“The Cult of Midsommar”

Mark Winegust interviews Martin Karlqvist & Patrik Andersson, who designed the elaborate rituals of the Hårga cult in the modern folk-horror classic movie Midsommar:

MARTIN: It’s of course a lot of backwards engineering, because we knew what we had at an early stage, but it’s also highly influenced by my psychology studies,and the writings of (among others) Snorri Sturluson, Emmanuel Swedenborg, Mikhail Bakhtin, Ludwig Wittgenstein, Vilna Gaon, James George Frazer and Pierre Bourdieu.

We visualized what we wanted the film to be about, strange things we wanted to occur in the movie, and then we just try to find a way of tying all those creepy, disparate and strange ideas together more or less. I have three points. One is the Scandinavian components that we mentioned the midsummer celebration, the Ättestupan (the senicide cliff), the folk music and dance and explanations of modern traditions. Also of course, some Viking stuff like human sacrifice and runes, other astronomic and anthroposophic elements, like agriculture, rights and selective breeding.
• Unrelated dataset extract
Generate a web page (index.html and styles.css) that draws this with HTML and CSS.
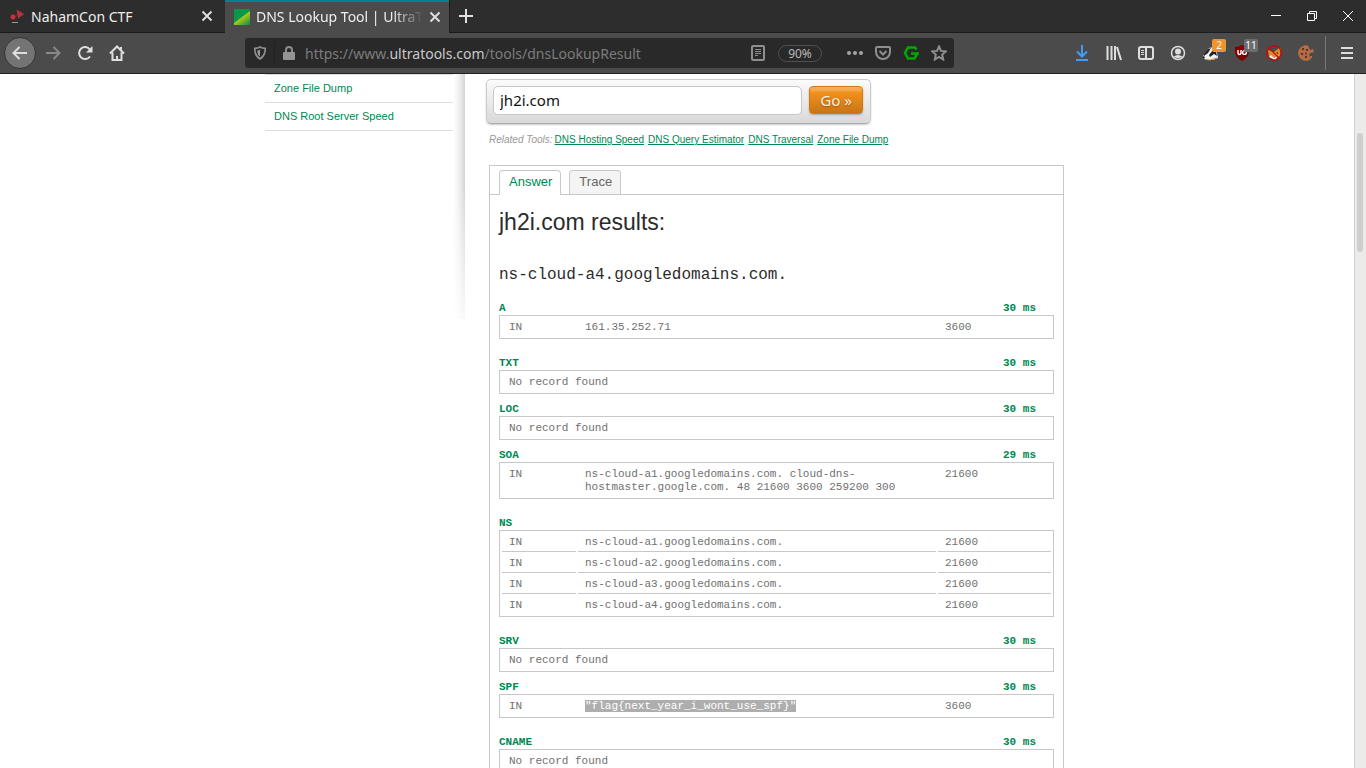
FILE: index.html
```html
<!DOCTYPE html>
<html lang="en">
<head>
<meta charset="utf-8">
<title>DNS Lookup Tool | UltraTools</title>
<link rel="stylesheet" href="styles.css">
</head>
<body>
<header class="browser">
  <div class="tabstrip">
    <div class="tab">
      <svg class="favicon" viewBox="0 0 16 16"><path d="M7.500 1.500L15 6l-6 4.500z" fill="#b8343c"/><circle cx="4" cy="9" r="2.500" fill="#c8323e"/><path d="M6 8l3-1" stroke="#822"/><path d="M3 14.500h6" stroke="#999"/></svg>
      <span class="tab-title">NahamCon CTF</span>
      <button class="bare" aria-label="Close NahamCon CTF"><svg class="close" viewBox="0 0 12 12"><path d="M1.500 1.500l9 9m0-9l-9 9"/></svg></button>
    </div>
    <div class="tab tab-current">
      <svg class="favicon" viewBox="0 0 16 16"><defs><linearGradient id="leaf" x1="0.300" y1="0.300" x2="0.900" y2="1"><stop offset="0" stop-color="#d4dc12"/><stop offset="0.300" stop-color="#a5c81c"/><stop offset="1" stop-color="#16903e"/></linearGradient></defs><path d="M0 0h16v16H0z" fill="#0a9648"/><path d="M0 14L16 2v14H0z" fill="url(#leaf)"/></svg>
      <span class="tab-title fade">DNS Lookup Tool | UltraT</span>
      <button class="bare" aria-label="Close DNS Lookup Tool"><svg class="close" viewBox="0 0 12 12"><path d="M1.500 1.500l9 9m0-9l-9 9"/></svg></button>
    </div>
    <button class="bare new-tab" aria-label="New tab"><svg class="s16" viewBox="0 0 16 16"><path d="M8 1v14M1 8h14" stroke="#e0e0e0" stroke-width="2"/></svg></button>
    <div class="window-buttons">
      <button class="bare" aria-label="Minimize"><svg class="s12" viewBox="0 0 12 12"><path d="M1 5.500h10" stroke="#fff"/></svg></button>
      <button class="bare" aria-label="Restore"><svg class="s12" viewBox="0 0 12 12"><path d="M1.500 3.500h7v7h-7zM3.500 3.500v-2h7v7h-2" stroke="#fff"/></svg></button>
      <button class="bare" aria-label="Close window"><svg class="s12" viewBox="0 0 12 12"><path d="M1 1l10 10M11 1L1 11" stroke="#fff"/></svg></button>
    </div>
  </div>
  <nav class="toolbar" aria-label="Browser toolbar">
    <div class="nav-buttons">
      <button class="bare back" aria-label="Back"><svg class="s16" viewBox="0 0 16 16"><path d="M15 8H2M7.500 2L1.500 8l6 6" class="bold"/></svg></button>
      <button class="bare dim" aria-label="Forward"><svg class="s16" viewBox="0 0 16 16"><path d="M1 8h13M8.500 2l6 6-6 6" class="bold"/></svg></button>
      <button class="bare" aria-label="Reload"><svg class="s16" viewBox="0 0 16 16"><path d="M13 11.500A6 6 0 1 1 13 4.500" class="bold"/><path d="M15.500 1v6.500H9z" fill="#dedede" stroke="none"/></svg></button>
      <button class="bare" aria-label="Home"><svg class="s16" viewBox="0 0 16 16"><path d="M1 8.500l7-7 7 7M3.500 7.500V15h9V7.500" class="bold"/><path d="M8 15v-4" class="bold"/><path d="M12 2v3" class="bold"/></svg></button>
    </div>
    <div class="urlbar">
      <svg class="s14" viewBox="0 0 14 16"><path d="M7 1.200C9 2.300 11 2.700 13 2.700c0 6-1 9.500-6 12-5-2.500-6-6-6-12 2 0 4-.4 6-1.500z" stroke-width="2"/><path d="M7 4v8C4.500 10.500 4 8 4 5 5 5 6 4.700 7 4z" fill="#999" stroke="none"/></svg>
      <span class="url-divider"></span>
      <svg class="s14 lock" viewBox="0 0 12 14"><path d="M3 7V4a3 3 0 0 1 6 0v3" stroke-width="2"/><rect y="6" width="12" height="8" rx="1" fill="#949494" stroke="none"/></svg>
      <p class="url">https://www.<span class="host">ultratools.com</span>/tools/dnsLookupResult</p>
      <button class="bare reader" aria-label="Reader view"><svg class="s16" viewBox="0 0 16 16"><rect x="2" y="1" width="12" height="14" rx="1" stroke-width="2"/><path d="M5 4.500h6M5 6.500h6M5 8.500h6M5 10.500h3"/></svg></button>
      <button class="zoom">90%</button>
      <div class="page-actions">
        <button class="bare" aria-label="Page actions"><svg class="s16" viewBox="0 0 16 16"><g fill="#a4a4a4" stroke="none"><circle cx="2" cy="8" r="2"/><circle cx="8" cy="8" r="2"/><circle cx="14" cy="8" r="2"/></g></svg></button>
        <button class="bare" aria-label="Save to Pocket"><svg class="s16" viewBox="0 0 16 16"><path d="M2 2h12q1 0 1 1v4a7 7 0 0 1-14 0V3q0-1 1-1z" stroke-width="2"/><path d="M4.500 6L8 9.500 11.500 6" stroke-width="2"/></svg></button>
        <button class="bare" aria-label="Grammar"><svg class="s16" viewBox="0 0 16 16"><path d="M13.500 4.500L12 2.500H5L2 8l3 5.500h6.500L14 9M16 8.500H8" stroke="#00a800" stroke-width="2.600"/></svg></button>
        <button class="bare" aria-label="Bookmark"><svg class="s16" viewBox="0 0 16 16"><path d="M8 1.500l2 4.400 4.800.5-3.600 3.200 1 4.900L8 12l-4.200 2.500 1-4.900L1.200 6.400 6 5.900z" stroke-width="2"/></svg></button>
      </div>
    </div>
    <div class="extensions">
      <button class="bare" aria-label="Downloads"><svg class="s16" viewBox="0 0 16 16"><path d="M8 0v11M3 6.500l5 5 5-5M2 15h12" stroke="#409cf5" stroke-width="2"/></svg></button>
      <button class="bare" aria-label="Library"><svg class="s16" viewBox="0 0 16 16"><path d="M1.500 1v14M5.500 1v14M9 1v14M11 2l4 13" stroke-width="2"/></svg></button>
      <button class="bare" aria-label="Sidebars"><svg class="s16" viewBox="0 0 16 16"><rect x="1" y="2" width="14" height="12" rx="2" stroke-width="2"/><path d="M8 2v12" stroke-width="2"/><path d="M3 5.500h3M3 7.500h3M3 9.500h3"/></svg></button>
      <button class="bare" aria-label="Account"><svg class="s16" viewBox="0 0 16 16"><circle cx="8" cy="8" r="6.500" stroke-width="1.500"/><circle cx="8" cy="6.500" r="3" fill="#dedede" stroke="none"/><path d="M3.500 11.500q4.500-3 9 0Q8 15 3.500 11.500z" fill="#dedede" stroke="none"/></svg></button>
      <button class="bare badged" aria-label="Privacy Badger"><svg class="s16" viewBox="0 0 16 16"><path d="M0 13L3 8l4-5 5-1 3 6 1 5-5 2H5z" fill="#f2f2f2" stroke="none"/><path d="M2 9l4-5 3-1-3 5-4 3z" fill="#222" stroke="none"/><path d="M7 10l4-5 3 2 1 4-3-2-4 3z" fill="#222" stroke="none"/><path d="M0 12l2-1 1 2-2 1z" fill="#222" stroke="none"/><path d="M4 14.500l4 .5 7-2" stroke="#c98c55"/></svg><span class="badge">2</span></button>
      <button class="bare badged" aria-label="uBlock Origin"><svg class="s16" viewBox="0 0 16 16"><path d="M8 0q3 2 7 2c0 7 0 10-7 14C1 12 1 9 1 2q4 0 7-2z" fill="#800000" stroke="none"/><path d="M4 5v3.500q1.500 2 3 0V5" stroke="#fff" stroke-width="1.400"/><circle cx="10.500" cy="7.500" r="1.900" stroke="#fff" stroke-width="1.400"/></svg><span class="badge badge-gray">11</span></button>
      <button class="bare" aria-label="FoxyProxy"><svg class="s16" viewBox="0 0 16 16"><path d="M2 5l3 1 3 1 5-4 2 1-1 7-5 3-6-2z" fill="#df882c" stroke="none"/><path d="M3 12l2-2 3 3 4-2-3 4z" fill="#eee" stroke="none"/><path d="M10 8l2-1v2z" fill="#5b2b10" stroke="none"/><circle cx="8" cy="8" r="7.200" stroke="#d40000" stroke-width="1.200"/><path d="M3 3l10 10" stroke="#d40000" stroke-width="1.200"/></svg></button>
      <button class="bare" aria-label="Cookies"><svg class="s16" viewBox="0 0 16 16"><path d="M10 0.500A7.800 7.800 0 1 0 13 14l-2-3 1-3 4-1-1-3-3 1z" fill="#b56d48" stroke="none"/><g fill="#6a3320" stroke="none"><circle cx="5" cy="4" r="1.200"/><circle cx="9" cy="5" r="1.200"/><circle cx="4" cy="9" r="1.300"/><circle cx="8" cy="12" r="1.200"/><circle cx="8" cy="8.500" r="1"/></g><path d="M12 11h2v2h-2z" fill="#b56d48" stroke="none"/></svg></button>
    </div>
    <button class="bare menu" aria-label="Menu"><svg class="s14" viewBox="0 0 14 14"><path d="M1 2h12M1 7h12M1 12h12" stroke-width="2"/></svg></button>
  </nav>
</header>

<div class="viewport">
  <div class="page">
    <aside class="side">
      <ul class="side-links">
        <li><a href="#">Zone File Dump</a></li>
        <li><a href="#">DNS Root Server Speed</a></li>
      </ul>
      <div class="side-shadow"></div>
    </aside>
    <main class="content">
      <form class="lookup">
        <input class="domain" type="text" value="jh2i.com" aria-label="Domain name">
        <button class="go" type="button">Go »</button>
      </form>
      <p class="related"><em>Related Tools:</em> <a href="#">DNS Hosting Speed</a> <a href="#">DNS Query Estimator</a> <a href="#">DNS Traversal</a> <a href="#">Zone File Dump</a></p>
      <section class="results">
        <div class="result-tabs">
          <button class="result-tab selected">Answer</button>
          <button class="result-tab">Trace</button>
        </div>
        <div class="records">
          <h1>jh2i.com results:</h1>
          <h2>ns-cloud-a4.googledomains.com.</h2>

          <h3>A <span>30 ms</span></h3>
          <table class="full">
            <tr><td class="c-class">IN</td><td>161.35.252.71</td><td class="c-ttl">3600</td></tr>
          </table>
          <h3>TXT <span>30 ms</span></h3>
          <table><tr><td>No record found</td></tr></table>
          <h3>LOC <span>30 ms</span></h3>
          <table><tr><td>No record found</td></tr></table>
          <h3>SOA <span>29 ms</span></h3>
          <table class="full">
            <tr><td class="c-class">IN</td><td>ns-cloud-a1.googledomains.com. cloud-dns-hostmaster.google.com. 48 21600 3600 259200 300</td><td class="c-ttl">21600</td></tr>
          </table>
          <h3>NS</h3>
          <table class="full">
            <tr><td class="c-class">IN</td><td>ns-cloud-a1.googledomains.com.</td><td class="c-ttl">21600</td></tr>
            <tr><td>IN</td><td>ns-cloud-a2.googledomains.com.</td><td>21600</td></tr>
            <tr><td>IN</td><td>ns-cloud-a3.googledomains.com.</td><td>21600</td></tr>
            <tr><td>IN</td><td>ns-cloud-a4.googledomains.com.</td><td>21600</td></tr>
          </table>
          <h3>SRV <span>30 ms</span></h3>
          <table><tr><td>No record found</td></tr></table>
          <h3>SPF <span>30 ms</span></h3>
          <table class="full">
            <tr><td class="c-class">IN</td><td><mark>"flag{next_year_i_wont_use_spf}"</mark></td><td class="c-ttl">3600</td></tr>
          </table>
          <h3>CNAME <span>30 ms</span></h3>
          <table><tr><td>No record found</td></tr></table>
        </div>
      </section>
    </main>
  </div>
  <div class="scrollbar"><div class="thumb"></div></div>
</div>
</body>
</html>
```
FILE: styles.css
```css
* { box-sizing: border-box; }
body {
  margin: 0;
  height: 100vh;
  display: flex;
  flex-direction: column;
  overflow: hidden;
  font-family: "Liberation Sans", Arial, sans-serif;
  background: #fff;
}
h1, h2, h3, p, ul { margin: 0; padding: 0; }
svg { display: block; flex: none; fill: none; stroke: #dedede; }
.s12 { width: 12px; height: 12px; }
.s14 { width: 14px; height: 14px; }
.s16 { width: 16px; height: 16px; }
.bold { stroke-width: 2; }
.bare {
  display: flex;
  align-items: center;
  justify-content: center;
  flex: none;
  padding: 0;
  border: 0;
  background: none;
}

/* Browser frame */
.browser {
  flex: none;
  font-family: "Noto Sans", sans-serif;
  font-size: 14px;
  color: #eee;
}
.tabstrip {
  display: flex;
  height: 33px;
  background: #2d2d2d;
  border-bottom: 1px solid #1c1c1c;
}
.tab {
  display: flex;
  align-items: center;
  flex: 0 1 225px;
  min-width: 0;
  gap: 6px;
  padding: 0 12px 0 9px;
}
.tab-current {
  height: 33px;
  background: #4b4b4b;
  border-right: 1px solid #1c1c1c;
  box-shadow: inset 0 2px #00868a;
  padding: 0 11px 0 9px;
}
.favicon { width: 16px; height: 16px; stroke: none; }
.tab-title { flex: 1; white-space: nowrap; }
.fade { mask-image: linear-gradient(to right, #000 82%, transparent); }
.close { width: 12px; height: 12px; stroke-width: 2; }
.new-tab { width: 32px; }
.window-buttons { display: flex; gap: 24px; margin-left: auto; padding-right: 12px; }
.toolbar {
  display: flex;
  align-items: center;
  height: 41px;
  padding: 0 12px 0 4px;
  background: #4b4b4b;
  border-bottom: 1px solid #222;
}
.nav-buttons { display: flex; align-items: center; gap: 16px; width: 241px; }
.back {
  width: 32px;
  height: 32px;
  border: 1px solid #333;
  border-radius: 50%;
  background: #747474;
}
.nav-buttons .back + .bare { margin-left: -7px; }
.dim svg { stroke: #888; }
.urlbar {
  display: flex;
  align-items: center;
  flex: 0 1 709px;
  min-width: 0;
  height: 30px;
  padding: 0 7px 0 8px;
  border-radius: 3px;
  background: #292929;
}
.urlbar svg { stroke: #8e8e8e; }
.url-divider { width: 1px; height: 22px; margin: 0 7px; background: #222; }
.url {
  flex: 1;
  overflow: hidden;
  margin-left: 9px;
  white-space: nowrap;
  color: #7c7c7c;
}
.host { color: #c8c8c8; }
.zoom {
  width: 44px;
  height: 17px;
  margin: 0 17px 0 12px;
  padding: 0;
  border: 1px solid #505050;
  border-radius: 9px;
  background: none;
  font: 12px/15px "Noto Sans", sans-serif;
  color: #b8b8b8;
}
.page-actions { display: flex; gap: 12px; padding-left: 8px; }
.extensions { display: flex; gap: 16px; margin-left: auto; padding-right: 11px; }
.badged { position: relative; }
.badge {
  position: absolute;
  top: -6px;
  left: 10px;
  width: 14px;
  border-radius: 2px;
  background: #f0952b;
  font: 10px/13px "Noto Sans", sans-serif;
  color: #fff;
}
.badge-gray { background: #6a6c6e; }
.menu { height: 34px; padding-left: 14px; border-left: 1px solid #777; }

/* Page */
.viewport { display: flex; flex: 1; min-height: 0; }
.page {
  display: flex;
  flex: 1;
  max-width: 824px;
  margin: 0 auto;
  overflow: hidden;
}
.scrollbar {
  width: 12px;
  height: 100%;
  padding: 59px 2px 0;
  border-left: 1px solid #d3d0cd;
  background: #edebea;
}
.thumb { width: 6px; height: 119px; border-radius: 3px; background: #cecece; }
.side { display: flex; flex: 0 0 200px; }
.side-links { flex: 1; list-style: none; border-top: 1px solid #ddd; align-self: flex-start; }
.side-links li { border-bottom: 1px solid #ddd; padding: 0 9px; font-size: 11px; line-height: 27px; }
.side-links a { color: #008752; text-decoration: none; }
.side-shadow {
  width: 12px;
  height: 245px;
  background: linear-gradient(to right, #fff, #f0f0f0 50%, #d4d4d4);
  mask-image: linear-gradient(#000 45%, rgba(0, 0, 0, 0.15));
}
.content { flex: 1; min-width: 0; padding: 5px 25px 0 21px; }
.lookup {
  display: flex;
  gap: 7px;
  width: 385px;
  max-width: 100%;
  height: 45px;
  padding: 6px;
  border: 1px solid #ccc;
  border-bottom-color: #aaa;
  border-radius: 5px;
  background: linear-gradient(#fbfbfb, #d9d9d9);
  box-shadow: 0 1px 2px #ccc;
}
.domain {
  flex: 1;
  min-width: 0;
  height: 29px;
  padding: 0 6px 2px;
  border: 1px solid #c8c8c8;
  border-radius: 5px;
  background: #fff;
  font: 15px "Noto Sans", sans-serif;
  color: #111;
}
.go {
  width: 54px;
  height: 28px;
  margin-right: 1px;
  padding: 0;
  border: 1px solid #d27812;
  border-radius: 4px;
  background: linear-gradient(#f5b062 0, #f3a54a 4px, #f2921d 5px, #c97516 100%);
  box-shadow: 0 1px 2px #aaa;
  font: 15px "Noto Sans", sans-serif;
  color: #fff2e0;
  text-shadow: 0 1px 2px #955000;
}
.related {
  display: flex;
  gap: 4px;
  margin: 8px 0 0 3px;
  font-size: 10px;
  line-height: 16px;
  white-space: nowrap;
  color: #999;
}
.related em { margin-right: -2px; }
.related a { color: #008752; text-decoration: underline; }
.results { margin: 17px 0 0 3px; border: 1px solid #c8c8c8; }
.result-tabs {
  display: flex;
  gap: 8px;
  height: 29px;
  padding: 4px 9px 0;
  border-bottom: 1px solid #c8c8c8;
}
.result-tab {
  height: 24px;
  padding: 0 8px 3px 9px;
  border: 1px solid #c8c8c8;
  border-bottom: 0;
  border-radius: 4px 4px 0 0;
  background: #f4f4f4;
  font: 13px "Liberation Sans", Arial, sans-serif;
  color: #666;
}
.selected { height: 25px; padding-bottom: 4px; background: #fff; color: #008752; }
.records { padding: 0 9px; font-family: "Liberation Mono", monospace; }
h1 {
  padding: 12px 0 28px;
  font: 23px/30px "Liberation Sans", Arial, sans-serif;
  color: #2b2b2b;
}
h2 { padding-bottom: 15px; font-size: 16px; font-weight: 400; line-height: 20px; color: #2b2b2b; }
h3 {
  display: flex;
  justify-content: space-between;
  height: 15px;
  padding-right: 18px;
  font-size: 11px;
  line-height: 16px;
  color: #008752;
}
table {
  width: 100%;
  margin-bottom: 7px;
  table-layout: fixed;
  border: 1px solid #c8c8c8;
  border-spacing: 2px;
}
.full { margin-bottom: 16px; }
td { padding: 3px 7px 2px; font-size: 11px; line-height: 13px; vertical-align: top; color: #707070; }
tr:not(:last-child) td { border-bottom: 1px solid #c8c8c8; }
.c-class { width: 74px; }
.c-ttl { width: 113px; }
mark { background: #aeaeae; color: #fff; }
```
Then we have what we call the “scary three,” which was our own thoughts about what frightens us. And then we have the perverted utopia, or the reified dystopia that makes evil out of good things, and something beautiful out of evil things. Losing one’s mind, becoming the beast, and the power of social phenomena, like peer pressure and emotional contagion and non-verbal communication. Good people doing bad things, more or less. The mythology then came out of necessity.